Der Vertrag ist die Grundlage, dass die Verbrechensbekämpfung noch effektiver und damit auch erfolgreicher in einer Grenzregion von Deutschland zu Polen von 456 km erfolgen kann.

 

Der Vertrag umfasst unter anderem zwischen beiden Ländern

Informationsaustausch,

Gemeinsame Streifen,

Besondere Maßnahmen in Gefahrensituationen,

Austausch von Verbindungsbeamten,

Operative Ermittlungsgruppen,

Zusammenarbeit bei der Aus- und Fortbildung,

Verdeckte Ermittlungen,

Grenzübergreifende Observation,

Grenzüberschreitende Nacheile,

und Betreiben eines gemeinsamen Zentrums für Polizei- und Zollzusammenarbeit. 

Entscheidend ist, dass mit Umsetzung des Abkommens die Zusammenarbeit der polnischen und deutschen Polizei-, Zoll und Grenzbehörden wesentlich erleichtert wird und den Beamten neue Möglichkeiten hinsichtlich des Handels im Hoheitsgebiet des jeweiligen Nachbarlandes eingeräumt werden. 

Die bereits heute bestehen gute Zusammenarbeit zwischen Landespolizei, Bundespolizei und Zoll und den polnischen Kollegen kann mit den Regelungen dieses Vertrages noch enger werden.

Ob bei Organisierte Kriminalität, Drogenkriminalität, Schleusungen, illegale Flüchtlingsströme, Rauschgiftdelikten, Diebstählen oder Einbrüchen, der Vertrag schafft Grundlagen für eine effektivere Zusammenarbeit und somit einen wirksameren Kampf gegen das international organisierte Verbrechen.

Mit dem Abkommen von 2014 werden die Handlungsspielräume der Polizeikräfte bei Prävention, Observation und Strafverfolgung erweitert und rechtlich verankert.

Wie mit Polen soll auch in den nächsten Wochen ein Polizeivertrag mit Tschechien unterzeichnet werden, hier sind 646 km Grenzregion wo ebenfalls die Zusammenarbeit auf neue vertragliche Beine gestellt werden muss.
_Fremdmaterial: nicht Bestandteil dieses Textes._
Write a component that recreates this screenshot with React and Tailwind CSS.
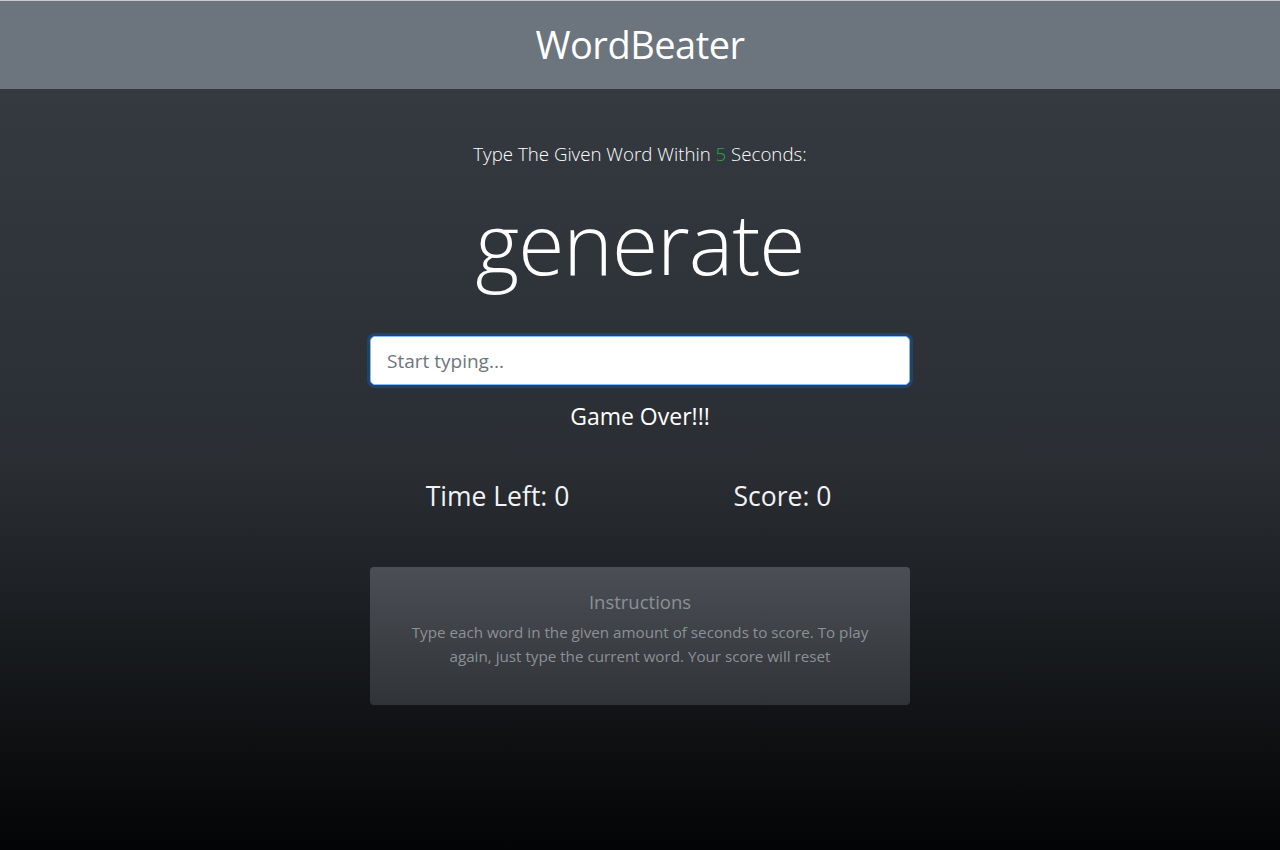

Dies sind wichtiger Schritte für die Sicherheit, gute Signal für unsere Bürgerinnen und Bürger und gleichzeitig eine Kampfansage an die großen und kleinen Verbrecher.

 

 

Ich möchte heute aber auch die Gelegenheit nutzen, um mich bei den Polizeibeamten des Bundes und der Länder und bei den Zollbeamten für ihre engagierte oft auch gefährliche Arbeit, die sie täglich für unser aller Sicherheit leisten, zu bedanken.

 

Vielen Dank für Ihre Aufmerksamkeit!